Since my parents have always had a serious understanding of what can happen without self-sufficiency and hard work, I was raised somewhat differently than most of the kids around me were. While my some of my friends’ parents would essentially nanny them through many of their problems, I was taught from a very young age that I would have to take care of certain things on my own. When I was eight years old and told my dad I was interested in woodworking, he gave me a hammer, nails, and some wood and said “Build a table then.” When I told my mom I wanted to join my first basketball league when I was seven, she told me “That’s great, but you’ll have to sign up yourself, I’m very busy at work right now.”

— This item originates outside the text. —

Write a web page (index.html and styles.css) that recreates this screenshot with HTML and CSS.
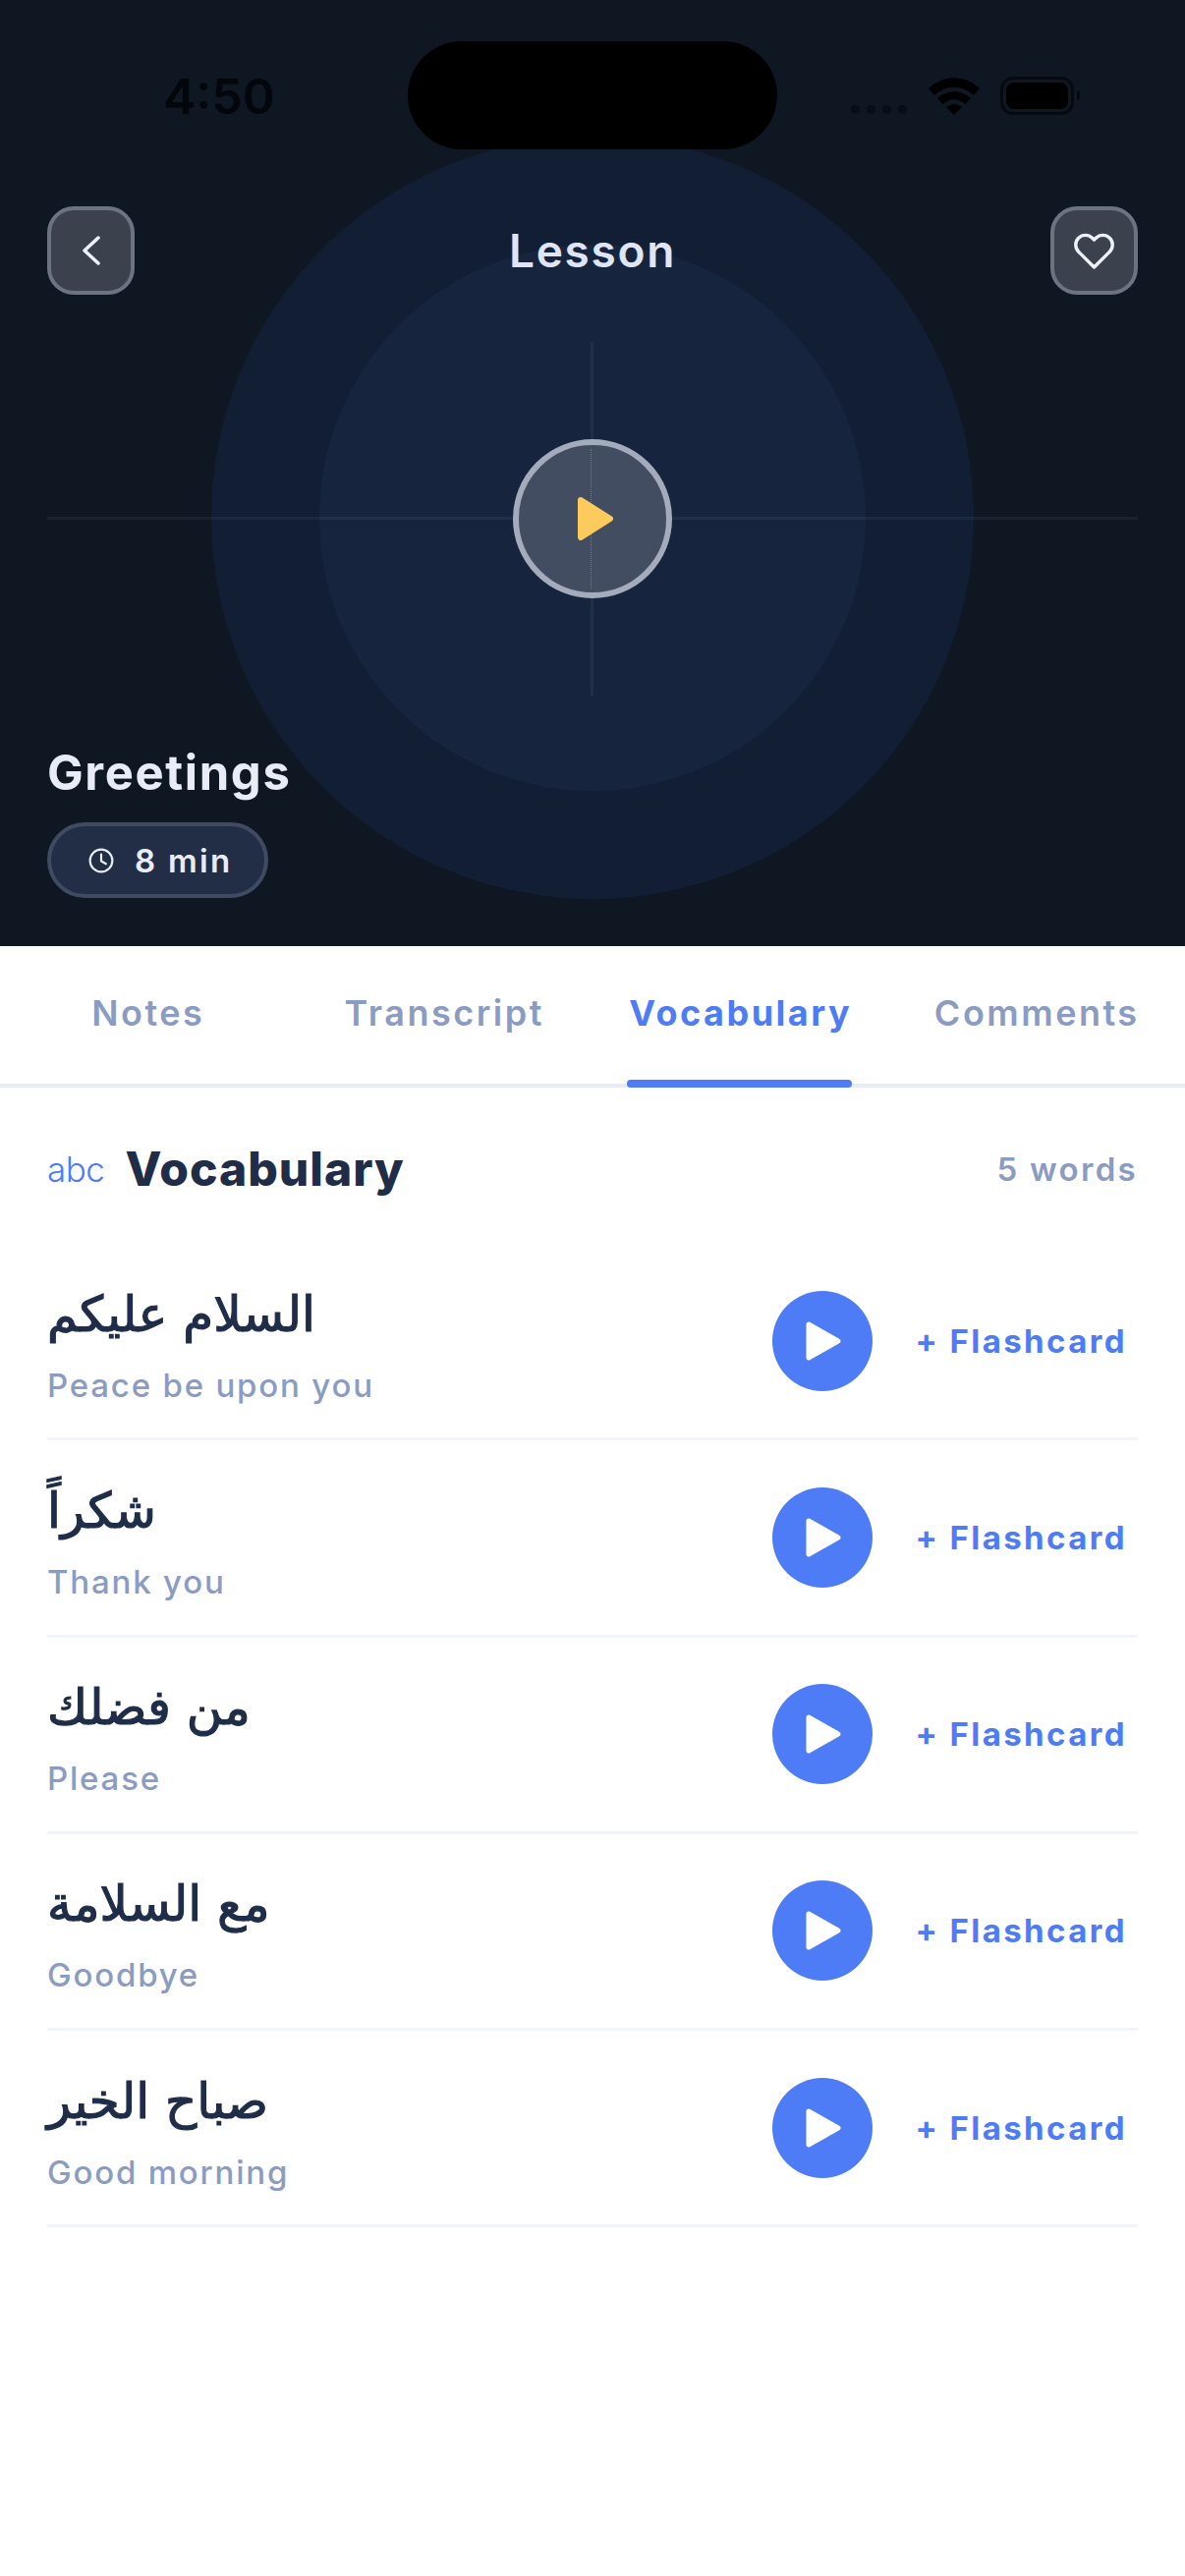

Events like these were clearly nowhere near traumatic, and my parents have always given me everything I’ve ever needed. However, they did help me to learn self-sufficiency and perseverance, because while I had never built anything in my life or used a computer for anything other than gaming, I had to figure these problems out on my own. Because of the way I was raised, I realized from a young age that complaining wouldn’t get me anywhere. Resiliency, however, would. I eventually built that table and figured out how to sign up for that league, and while the table only had one leg and I accidentally sent my registration to the YMCA in Arkansas, I learned through episodes like these that if I was dedicated enough, I could achieve my goals. Being raised by two immigrant parents has been very influential in my maturation. The values they have instilled in me, along with the perspective I’ve gained by visiting their old homes in Belarus, have made me a more determined and unselfish person. I would not be where I am today if it wasn’t for my unorthodox upbringing.